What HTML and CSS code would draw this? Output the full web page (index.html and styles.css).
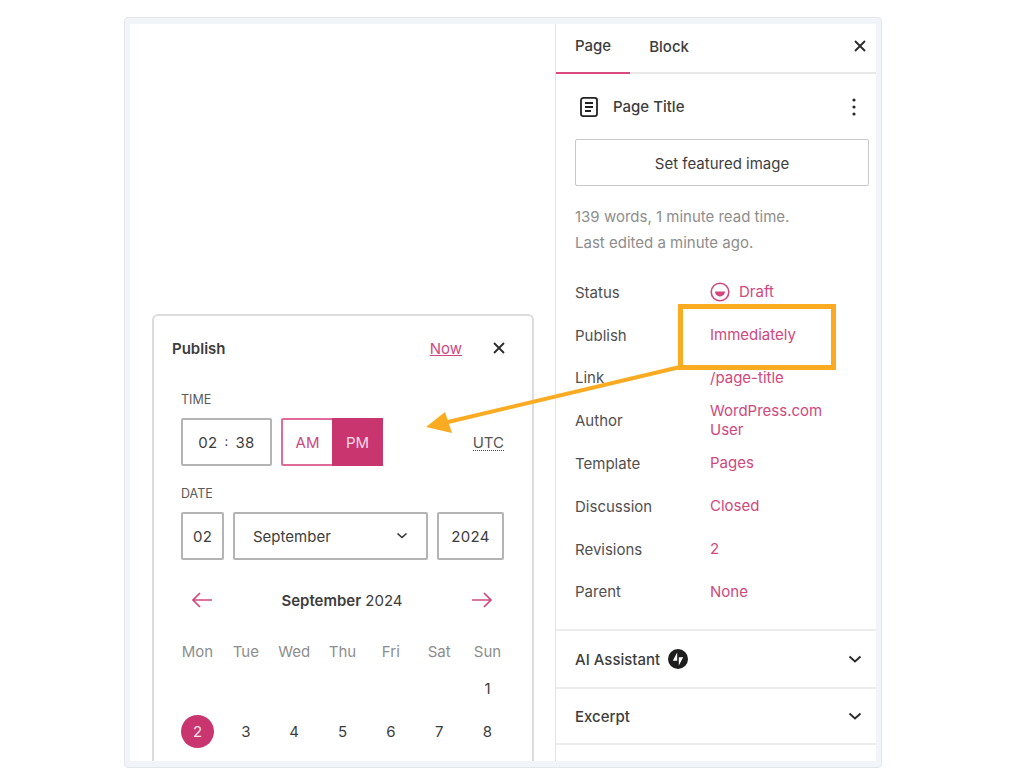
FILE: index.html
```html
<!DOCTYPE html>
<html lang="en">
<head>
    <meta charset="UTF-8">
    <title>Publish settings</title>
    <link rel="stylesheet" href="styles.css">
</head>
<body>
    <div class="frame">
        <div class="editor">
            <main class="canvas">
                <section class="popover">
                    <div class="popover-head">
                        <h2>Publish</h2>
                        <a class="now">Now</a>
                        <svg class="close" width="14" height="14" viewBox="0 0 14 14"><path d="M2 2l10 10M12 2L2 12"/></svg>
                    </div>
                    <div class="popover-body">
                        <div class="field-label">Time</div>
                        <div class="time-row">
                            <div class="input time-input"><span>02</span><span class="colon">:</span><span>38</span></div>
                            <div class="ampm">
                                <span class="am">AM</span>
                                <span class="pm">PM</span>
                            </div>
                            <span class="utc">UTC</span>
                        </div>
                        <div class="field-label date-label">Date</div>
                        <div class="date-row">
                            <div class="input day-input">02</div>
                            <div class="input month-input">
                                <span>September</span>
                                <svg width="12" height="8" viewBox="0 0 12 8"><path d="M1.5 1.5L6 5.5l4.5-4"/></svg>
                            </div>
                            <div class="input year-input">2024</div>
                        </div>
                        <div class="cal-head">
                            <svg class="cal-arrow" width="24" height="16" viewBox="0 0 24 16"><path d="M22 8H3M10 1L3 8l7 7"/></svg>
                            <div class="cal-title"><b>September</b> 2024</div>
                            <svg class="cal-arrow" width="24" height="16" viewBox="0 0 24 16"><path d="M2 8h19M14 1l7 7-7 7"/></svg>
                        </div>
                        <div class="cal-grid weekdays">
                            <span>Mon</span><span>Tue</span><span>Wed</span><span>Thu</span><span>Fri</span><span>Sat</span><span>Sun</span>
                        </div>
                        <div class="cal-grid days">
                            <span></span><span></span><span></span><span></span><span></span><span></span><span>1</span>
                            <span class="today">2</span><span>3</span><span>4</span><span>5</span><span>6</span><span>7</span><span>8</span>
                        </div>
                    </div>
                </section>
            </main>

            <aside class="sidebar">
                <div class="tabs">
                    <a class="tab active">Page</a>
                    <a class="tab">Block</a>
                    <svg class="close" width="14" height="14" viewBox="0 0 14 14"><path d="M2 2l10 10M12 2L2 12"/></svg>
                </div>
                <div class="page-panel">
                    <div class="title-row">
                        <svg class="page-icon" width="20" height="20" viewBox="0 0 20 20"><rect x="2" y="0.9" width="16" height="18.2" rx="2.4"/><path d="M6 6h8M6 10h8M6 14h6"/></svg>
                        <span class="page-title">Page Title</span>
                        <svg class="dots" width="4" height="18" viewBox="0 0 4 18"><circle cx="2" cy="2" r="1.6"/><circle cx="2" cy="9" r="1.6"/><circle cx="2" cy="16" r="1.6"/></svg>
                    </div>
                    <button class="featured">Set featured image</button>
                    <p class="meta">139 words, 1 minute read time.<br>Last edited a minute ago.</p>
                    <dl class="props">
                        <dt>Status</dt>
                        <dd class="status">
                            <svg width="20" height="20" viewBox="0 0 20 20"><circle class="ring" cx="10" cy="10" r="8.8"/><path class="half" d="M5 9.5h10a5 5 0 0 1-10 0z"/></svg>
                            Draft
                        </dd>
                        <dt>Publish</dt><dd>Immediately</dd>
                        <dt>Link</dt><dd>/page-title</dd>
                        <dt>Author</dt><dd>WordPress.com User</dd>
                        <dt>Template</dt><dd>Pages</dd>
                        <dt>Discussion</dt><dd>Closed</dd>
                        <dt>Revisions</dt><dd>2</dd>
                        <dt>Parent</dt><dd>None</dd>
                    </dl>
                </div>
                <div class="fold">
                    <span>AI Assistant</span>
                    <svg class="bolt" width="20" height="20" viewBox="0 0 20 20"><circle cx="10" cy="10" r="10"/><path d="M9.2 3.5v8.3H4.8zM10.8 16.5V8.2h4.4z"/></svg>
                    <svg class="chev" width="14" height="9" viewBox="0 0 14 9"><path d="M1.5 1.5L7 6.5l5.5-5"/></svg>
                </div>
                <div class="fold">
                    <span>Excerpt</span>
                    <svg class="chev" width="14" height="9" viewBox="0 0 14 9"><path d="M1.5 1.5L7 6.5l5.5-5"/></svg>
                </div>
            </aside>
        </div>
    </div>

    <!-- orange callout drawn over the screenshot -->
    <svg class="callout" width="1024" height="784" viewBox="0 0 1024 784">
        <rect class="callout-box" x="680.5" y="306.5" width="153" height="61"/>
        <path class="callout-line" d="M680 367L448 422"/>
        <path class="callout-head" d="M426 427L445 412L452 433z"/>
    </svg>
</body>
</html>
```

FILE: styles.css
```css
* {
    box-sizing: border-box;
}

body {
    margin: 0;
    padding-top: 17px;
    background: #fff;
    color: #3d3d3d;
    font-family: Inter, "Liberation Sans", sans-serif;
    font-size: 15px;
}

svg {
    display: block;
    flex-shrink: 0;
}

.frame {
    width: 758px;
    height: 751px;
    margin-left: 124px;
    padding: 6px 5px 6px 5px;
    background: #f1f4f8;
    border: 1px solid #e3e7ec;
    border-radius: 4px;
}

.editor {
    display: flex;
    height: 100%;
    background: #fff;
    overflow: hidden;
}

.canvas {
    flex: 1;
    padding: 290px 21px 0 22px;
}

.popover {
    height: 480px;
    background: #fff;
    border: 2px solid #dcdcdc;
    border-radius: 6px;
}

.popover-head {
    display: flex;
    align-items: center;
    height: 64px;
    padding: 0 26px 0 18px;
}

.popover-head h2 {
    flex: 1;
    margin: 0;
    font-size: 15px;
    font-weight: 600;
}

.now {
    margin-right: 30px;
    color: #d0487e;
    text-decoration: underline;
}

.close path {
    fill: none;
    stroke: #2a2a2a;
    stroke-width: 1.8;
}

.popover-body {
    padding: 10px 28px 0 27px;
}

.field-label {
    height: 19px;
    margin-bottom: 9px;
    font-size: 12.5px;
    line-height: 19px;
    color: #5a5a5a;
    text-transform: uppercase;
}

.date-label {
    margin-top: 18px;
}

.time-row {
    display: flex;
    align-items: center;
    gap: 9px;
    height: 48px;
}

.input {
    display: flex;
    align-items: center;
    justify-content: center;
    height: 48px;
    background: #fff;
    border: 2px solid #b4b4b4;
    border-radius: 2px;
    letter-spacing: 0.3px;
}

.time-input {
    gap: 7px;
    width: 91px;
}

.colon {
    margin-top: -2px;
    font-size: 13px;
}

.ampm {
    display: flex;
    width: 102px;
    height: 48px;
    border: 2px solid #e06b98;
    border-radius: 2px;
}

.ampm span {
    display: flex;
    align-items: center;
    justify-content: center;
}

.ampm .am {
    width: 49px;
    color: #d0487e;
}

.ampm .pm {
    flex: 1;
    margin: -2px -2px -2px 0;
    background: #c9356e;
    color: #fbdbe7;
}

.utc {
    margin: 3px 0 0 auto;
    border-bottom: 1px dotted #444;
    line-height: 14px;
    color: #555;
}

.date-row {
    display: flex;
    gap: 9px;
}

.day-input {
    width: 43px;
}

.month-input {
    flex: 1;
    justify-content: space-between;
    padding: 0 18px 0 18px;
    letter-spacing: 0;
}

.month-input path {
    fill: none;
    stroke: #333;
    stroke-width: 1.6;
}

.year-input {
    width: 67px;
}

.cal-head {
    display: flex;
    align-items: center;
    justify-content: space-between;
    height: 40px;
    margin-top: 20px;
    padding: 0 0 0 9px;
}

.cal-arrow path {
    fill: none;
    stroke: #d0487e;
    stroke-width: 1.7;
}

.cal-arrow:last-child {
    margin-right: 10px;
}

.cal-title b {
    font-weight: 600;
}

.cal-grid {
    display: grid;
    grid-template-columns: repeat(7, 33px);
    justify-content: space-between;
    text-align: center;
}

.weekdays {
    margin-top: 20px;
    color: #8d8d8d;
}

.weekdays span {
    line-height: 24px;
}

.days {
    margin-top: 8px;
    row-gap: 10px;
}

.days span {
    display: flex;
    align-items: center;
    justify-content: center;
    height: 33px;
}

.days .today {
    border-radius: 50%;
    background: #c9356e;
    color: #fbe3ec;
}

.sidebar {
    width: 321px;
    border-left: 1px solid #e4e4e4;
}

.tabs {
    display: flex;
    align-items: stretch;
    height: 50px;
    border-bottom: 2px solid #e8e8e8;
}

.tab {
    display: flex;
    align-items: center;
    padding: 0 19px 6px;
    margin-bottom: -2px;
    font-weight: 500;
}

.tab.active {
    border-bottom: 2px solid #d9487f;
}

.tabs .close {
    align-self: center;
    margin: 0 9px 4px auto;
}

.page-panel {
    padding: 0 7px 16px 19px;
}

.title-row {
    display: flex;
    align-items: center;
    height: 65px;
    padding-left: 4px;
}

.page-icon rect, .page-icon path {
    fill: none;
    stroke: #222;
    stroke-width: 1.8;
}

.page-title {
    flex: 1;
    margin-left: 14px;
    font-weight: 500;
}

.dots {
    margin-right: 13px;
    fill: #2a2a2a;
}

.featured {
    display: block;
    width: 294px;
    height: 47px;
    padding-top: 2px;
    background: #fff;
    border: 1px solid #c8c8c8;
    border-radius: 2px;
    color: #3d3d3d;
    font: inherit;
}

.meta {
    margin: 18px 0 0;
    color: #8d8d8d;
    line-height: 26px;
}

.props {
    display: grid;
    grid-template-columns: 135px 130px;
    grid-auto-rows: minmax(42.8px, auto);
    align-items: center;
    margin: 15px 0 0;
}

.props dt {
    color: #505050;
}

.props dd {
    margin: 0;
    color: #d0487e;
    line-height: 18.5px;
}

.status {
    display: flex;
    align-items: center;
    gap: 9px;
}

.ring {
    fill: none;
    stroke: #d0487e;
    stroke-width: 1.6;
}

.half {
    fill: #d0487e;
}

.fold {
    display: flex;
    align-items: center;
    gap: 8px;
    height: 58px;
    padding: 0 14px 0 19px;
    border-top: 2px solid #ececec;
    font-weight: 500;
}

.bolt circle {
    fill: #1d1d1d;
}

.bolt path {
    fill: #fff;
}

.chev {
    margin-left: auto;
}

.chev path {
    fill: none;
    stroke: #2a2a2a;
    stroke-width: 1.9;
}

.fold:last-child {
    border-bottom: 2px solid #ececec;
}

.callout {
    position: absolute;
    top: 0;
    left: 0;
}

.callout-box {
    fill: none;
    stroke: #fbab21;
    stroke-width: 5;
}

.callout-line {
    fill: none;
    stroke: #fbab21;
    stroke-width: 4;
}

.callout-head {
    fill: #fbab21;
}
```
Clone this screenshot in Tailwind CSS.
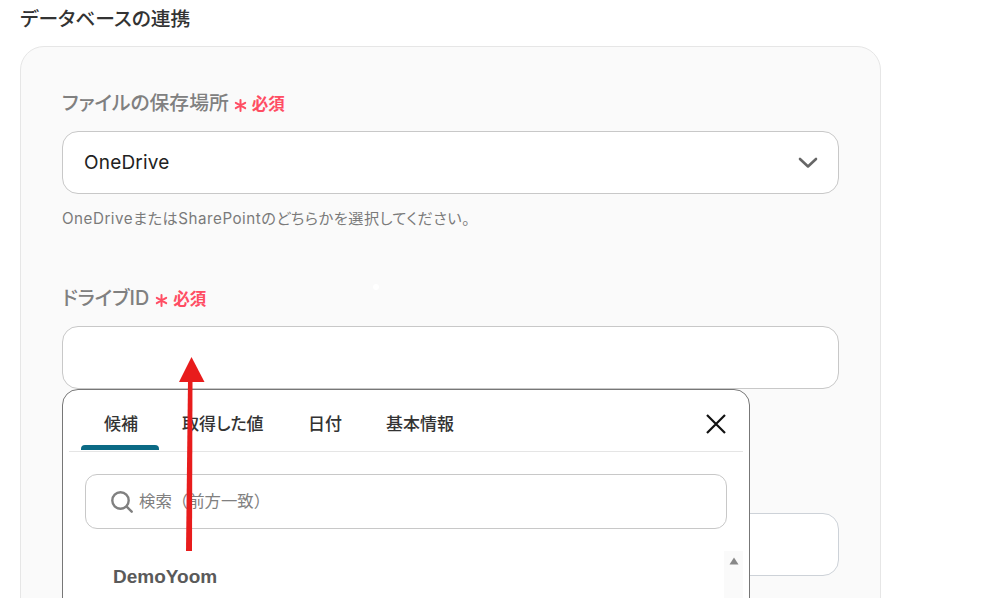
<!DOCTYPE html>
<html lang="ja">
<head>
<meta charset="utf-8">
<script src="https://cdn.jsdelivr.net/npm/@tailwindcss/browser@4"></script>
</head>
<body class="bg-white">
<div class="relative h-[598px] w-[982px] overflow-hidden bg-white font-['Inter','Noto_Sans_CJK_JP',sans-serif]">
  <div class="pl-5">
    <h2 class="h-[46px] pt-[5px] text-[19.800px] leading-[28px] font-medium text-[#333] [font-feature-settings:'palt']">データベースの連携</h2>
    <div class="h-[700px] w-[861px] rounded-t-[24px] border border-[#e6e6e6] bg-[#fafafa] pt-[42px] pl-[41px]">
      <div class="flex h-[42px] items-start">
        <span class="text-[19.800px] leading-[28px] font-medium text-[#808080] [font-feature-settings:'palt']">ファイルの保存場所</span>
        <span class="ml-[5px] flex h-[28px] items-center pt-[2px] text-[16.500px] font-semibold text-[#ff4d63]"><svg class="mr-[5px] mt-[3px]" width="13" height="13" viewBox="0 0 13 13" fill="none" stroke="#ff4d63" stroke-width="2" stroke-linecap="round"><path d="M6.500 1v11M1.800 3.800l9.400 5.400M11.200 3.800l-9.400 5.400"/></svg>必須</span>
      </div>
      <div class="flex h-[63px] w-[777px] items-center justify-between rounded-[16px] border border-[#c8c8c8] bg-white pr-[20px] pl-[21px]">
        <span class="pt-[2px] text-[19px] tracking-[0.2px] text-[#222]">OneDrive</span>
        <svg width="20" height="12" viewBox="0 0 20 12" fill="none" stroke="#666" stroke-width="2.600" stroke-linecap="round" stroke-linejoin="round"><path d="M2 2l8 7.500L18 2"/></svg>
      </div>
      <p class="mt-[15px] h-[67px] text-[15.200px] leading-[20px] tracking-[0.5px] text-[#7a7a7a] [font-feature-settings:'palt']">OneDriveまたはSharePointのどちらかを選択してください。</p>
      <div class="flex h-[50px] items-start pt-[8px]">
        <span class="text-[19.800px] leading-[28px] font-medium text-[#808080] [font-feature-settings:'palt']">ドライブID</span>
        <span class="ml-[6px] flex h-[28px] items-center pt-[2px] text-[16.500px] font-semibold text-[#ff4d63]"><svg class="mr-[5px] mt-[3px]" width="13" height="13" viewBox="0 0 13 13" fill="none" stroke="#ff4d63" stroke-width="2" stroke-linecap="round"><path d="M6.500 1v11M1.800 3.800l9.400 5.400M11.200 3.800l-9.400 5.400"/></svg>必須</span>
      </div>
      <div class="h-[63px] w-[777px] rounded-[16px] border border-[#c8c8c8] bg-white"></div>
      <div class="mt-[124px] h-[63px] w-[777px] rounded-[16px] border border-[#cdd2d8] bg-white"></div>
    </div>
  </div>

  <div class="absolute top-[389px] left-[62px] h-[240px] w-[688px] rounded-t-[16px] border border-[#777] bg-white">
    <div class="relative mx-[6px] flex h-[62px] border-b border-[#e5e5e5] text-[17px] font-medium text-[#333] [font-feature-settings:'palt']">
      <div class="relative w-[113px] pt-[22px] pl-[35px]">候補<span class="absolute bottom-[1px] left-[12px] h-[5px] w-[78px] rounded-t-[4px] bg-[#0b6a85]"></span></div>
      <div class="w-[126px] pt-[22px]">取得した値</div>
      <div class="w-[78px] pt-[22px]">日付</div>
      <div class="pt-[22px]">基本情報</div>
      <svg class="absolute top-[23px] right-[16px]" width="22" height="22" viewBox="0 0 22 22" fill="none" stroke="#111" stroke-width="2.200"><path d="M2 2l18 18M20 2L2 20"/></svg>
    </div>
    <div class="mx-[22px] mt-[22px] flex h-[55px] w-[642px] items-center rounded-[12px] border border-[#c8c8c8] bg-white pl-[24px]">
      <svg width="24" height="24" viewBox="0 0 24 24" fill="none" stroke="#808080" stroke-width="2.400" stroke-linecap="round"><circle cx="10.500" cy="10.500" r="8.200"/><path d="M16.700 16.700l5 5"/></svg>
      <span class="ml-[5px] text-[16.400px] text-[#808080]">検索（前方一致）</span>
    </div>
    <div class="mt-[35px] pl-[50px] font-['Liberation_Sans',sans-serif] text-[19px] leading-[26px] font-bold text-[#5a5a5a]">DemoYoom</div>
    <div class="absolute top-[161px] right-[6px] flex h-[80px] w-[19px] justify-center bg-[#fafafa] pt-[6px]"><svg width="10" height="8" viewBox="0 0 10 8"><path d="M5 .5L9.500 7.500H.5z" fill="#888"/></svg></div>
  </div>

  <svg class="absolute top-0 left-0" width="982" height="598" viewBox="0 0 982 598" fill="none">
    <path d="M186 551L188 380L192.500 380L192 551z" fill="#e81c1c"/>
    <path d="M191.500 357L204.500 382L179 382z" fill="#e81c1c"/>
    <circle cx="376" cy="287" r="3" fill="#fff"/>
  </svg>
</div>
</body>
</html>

EXERCISE AIM –
Look through the entries above and list every line containing "this".

PROBLEM SOLUTION –
What HTML and CSS code would draw this? Output the full web page (index.html and styles.css).
Clone this screenshot in Tailwind CSS.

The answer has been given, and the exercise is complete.